I scroll faster through the picture until I spot her.
There! I stop as my pulse quickens. Focusing on the picture before me, the image strikes me like I’ve been hit.
Dani stands there, this time at the center of the photo, surrounded by friends.
My body bolts upright, my chair scraping against the floor, and my box of belongings toppling off the bed.
I lean closer until the screen illuminates my reflection in the window pane before me.
My reflection stares back at me from a dark sky. How long have I been at this?
They are celebrating her, but what? I can see the way their eyes were fixed on her, a mixture of adoration and love.
These are clearly her people, and I have no idea who they are.
My gaze scours the picture until I click on the caption.
It says, Good luck, Dani! Then I see it buried in the hashtags.
#Boston. The word stabs me through the heart—the feeling of shock and then excitement.
I drop my phone and snatch it back up. I knew it.
I fucking knew she was here. My little angel has been following me.
She’s been here. At least now I have proof that I’m not losing my mind.
I hadn’t seen her that day, but I felt her presence.
This small electric jolt always crackled between us, the pull of two opposite ends of a magnet aching for each other until they finally snap, bringing each other into its polar field of attraction. That’s always been us.
Dani and I were always in sync. I used to lean out my window across the way, and find her staring out hers, searching for me the same way that I ached for her.
Years pass, but the thing we have doesn’t fade.
It hardens into insistent longing, a hunger that will not be soothed.
A craving for what is gone and the memory of what could still be.
It isn’t nostalgia, it’s fate, and I can’t pretend it is anything else.
With that thought, I make up my mind. I need to keep a closer eye on things.
I go to the closet and pull down the box.
The one I swore I would never open again—my box of Dani.
One by one, I draw out the photographs, setting them around the apartment until her face surrounds me.
The picture on the nightstand has been the only one I allowed myself, the only reminder I could bear to keep in plain sight.
The rest I buried, the loss too great. At the very bottom rests a small velvet box.

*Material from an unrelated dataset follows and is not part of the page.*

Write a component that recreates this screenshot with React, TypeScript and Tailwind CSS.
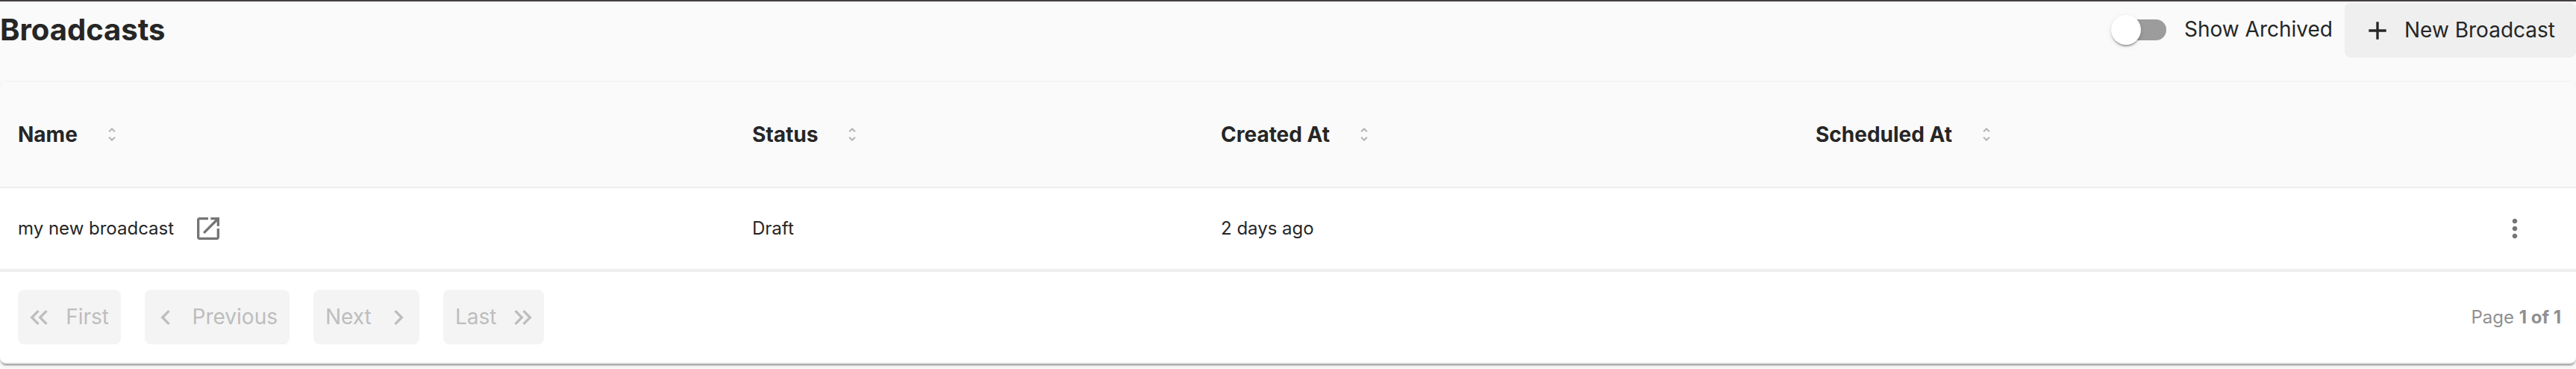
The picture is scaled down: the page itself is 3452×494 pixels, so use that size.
import React from "react";

const paths = {
  add: "M19 13h-6v6h-2v-6H5v-2h6V5h2v6h6z",
  open: "M19 19H5V5h7V3H5c-1.11 0-2 .9-2 2v14c0 1.1.89 2 2 2h14c1.1 0 2-.9 2-2v-7h-2zM14 3v2h3.59l-9.83 9.83 1.41 1.41L19 6.41V10h2V3z",
  more: "M12 8c1.1 0 2-.9 2-2s-.9-2-2-2-2 .9-2 2 .9 2 2 2m0 2c-1.1 0-2 .9-2 2s.9 2 2 2 2-.9 2-2-.9-2-2-2m0 6c-1.1 0-2 .9-2 2s.9 2 2 2 2-.9 2-2-.9-2-2-2",
  sort: "M12 5.83 15.17 9l1.41-1.41L12 3 7.41 7.59 8.83 9zm0 12.34L8.83 15l-1.41 1.41L12 21l4.59-4.59L15.17 15z",
  first: "M17.59 18 19 16.59 14.42 12 19 7.41 17.59 6l-6 6zM11 18l1.41-1.41L7.83 12l4.58-4.59L11 6l-6 6z",
  prev: "M15.41 7.41 14 6l-6 6 6 6 1.41-1.41L10.83 12z",
  next: "M10 6 8.59 7.41 13.17 12l-4.58 4.59L10 18l6-6z",
  last: "M6.41 6 5 7.41 9.58 12 5 16.59 6.41 18l6-6zM13 6l-1.41 1.41L16.17 12l-4.58 4.59L13 18l6-6z",
};

function Icon({ name, className = "size-10" }: { name: keyof typeof paths; className?: string }) {
  return (
    <svg viewBox="0 0 24 24" fill="currentColor" className={`shrink-0 ${className}`}>
      <path d={paths[name]} />
    </svg>
  );
}

const columns = [
  { label: "Name", width: "w-[984px]" },
  { label: "Status", width: "w-[628px]" },
  { label: "Created At", width: "w-[797px]" },
  { label: "Scheduled At", width: "w-[893px]" },
];

function PageButton({ label, icon, trailing, width }: { label: string; icon: keyof typeof paths; trailing?: boolean; width: string }) {
  return (
    <button
      disabled
      className={`flex h-[73px] items-center justify-between rounded-lg bg-[#f4f4f4] text-[28px] text-[#bdbdbd] ${width} ${trailing ? "flex-row-reverse pl-4 pr-2" : "pl-2 pr-4"}`}
    >
      <Icon name={icon} />
      <span className="pb-0.5 whitespace-nowrap">{label}</span>
    </button>
  );
}

export default function App() {
  return (
    <div className="h-[494px] w-[3452px] overflow-hidden border-t-2 border-[#444041] bg-[#fafafa] font-['Inter',sans-serif] text-[#262626]">
      <header className="flex h-[108px] items-start justify-between">
        <h1 className="pt-[14px] text-[40px] leading-[47px] font-bold">Broadcasts</h1>
        <div className="flex items-start pt-[2px]">
          <div className="mt-4 flex h-10 w-[74px] shrink-0 items-center rounded-full">
            <div className="z-10 -mr-[34px] size-10 shrink-0 rounded-full bg-white shadow-[0_4px_2px_-2px_rgba(0,0,0,0.2),0_2px_2px_0_rgba(0,0,0,0.14),0_2px_6px_0_rgba(0,0,0,0.12)]" />
            <div className="h-7 w-[68px] shrink-0 rounded-full bg-[#9c9c9c]" />
          </div>
          <span className="mt-[15px] ml-6 w-[215px] whitespace-nowrap text-[28px] leading-10">Show Archived</span>
          <button className="flex h-[73px] w-[310px] items-center rounded-lg bg-[#efefef] pl-6 text-[28px]">
            <Icon name="add" />
            <span className="ml-4 pb-0.5 whitespace-nowrap">New Broadcast</span>
          </button>
        </div>
      </header>

      <section className="h-[377px] overflow-hidden rounded-[8px] border-b-2 border-[#eeeeee] bg-white shadow-[0_4px_2px_-2px_rgba(0,0,0,0.2),0_2px_2px_0_rgba(0,0,0,0.14),0_2px_6px_0_rgba(0,0,0,0.12)]">
        <div className="flex h-[142px] items-center border-b-2 border-[#eeeeee] bg-[#fafafa]">
          {columns.map((c) => (
            <div key={c.label} className={`flex items-center pl-6 ${c.width}`}>
              <span className="text-[28px] leading-10 font-bold">{c.label}</span>
              <Icon name="sort" className="ml-[34px] size-6 text-[#b3b3b3]" />
            </div>
          ))}
        </div>
        <div className="flex h-[112px] items-center border-b-4 border-[#eeeeee] text-[24px]">
          <div className="flex w-[984px] items-center pl-6">
            <span>my new broadcast</span>
            <Icon name="open" className="ml-[26px] size-10 text-[#757575]" />
          </div>
          <div className="w-[628px] pl-6">Draft</div>
          <div className="w-[797px] pl-6">2 days ago</div>
          <div className="w-[893px]" />
          <button className="ml-12 text-[#757575]">
            <Icon name="more" />
          </button>
        </div>
        <footer className="flex h-[121px] items-center justify-between pr-5 pl-6">
          <nav className="flex gap-8">
            <PageButton label="First" icon="first" width="w-[138px]" />
            <PageButton label="Previous" icon="prev" width="w-[194px]" />
            <PageButton label="Next" icon="next" trailing width="w-[142px]" />
            <PageButton label="Last" icon="last" trailing width="w-[135px]" />
          </nav>
          <p className="text-[24px] text-[#909090]">
            Page <b className="font-bold">1 of 1</b>
          </p>
        </footer>
      </section>
    </div>
  );
}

I lift it carefully, almost reverently. The small hinges creak in protest when I open it, stiff from years of sitting idle, waiting for her.
Inside, the diamond ring still waits, a half-carat stone in total, small by any standard measure, yet once bought with all my love for her. For us.
I purchased it for her when I left for college.
A promise ring, not an engagement one, although in my heart it meant more than either.
I never found the courage to give it to her before I left.
By the time I returned, on the night everything in my life shifted, I thought I would finally place it on her finger.
Instead, I left that night with a shattered heart and broken promises.
Now I laugh under my breath, bitter, yet strangely amused.
What I could afford today makes this little stone almost laughable, and yet at one time it felt priceless.
The cut is flawed, the quality imperfect, but it was bought with everything I had and with every intention of giving it to the only woman I have ever loved.
I slip the little box back into the drawer, closing it softly this time, and return to the glow of the phone screen.
I fall further down the rabbit hole of her friend’s socials, then friends of friends, chasing every tagged photo, every possible glimpse of her.
Hours blur together, my eyes burn, and the apartment is dark with night.
Still, I scroll, caught in the chase, my pulse thrumming with the thrill of the pursuit, as I follow her through the endless maze of posts that might somehow close the distance between us.
By the time my phone flashes a red 1%, the sky outside is dark, and the moon is high.
I put the phone on the charger and drag myself to the kitchen.
The silence in the apartment seems louder than before.
I pour a glass of whiskey. The amber liquid catches the dim light of the crystal glass, shooting a thin prism across the wall.
I take a long, slow swallow, anything to calm my racing mind and the heartbeat in my chest, to quiet the surge of excitement from seeing her on my phone screen.
I tell myself this drink is to decompress, but I know better.
My mind won’t rest until I have her with me once again.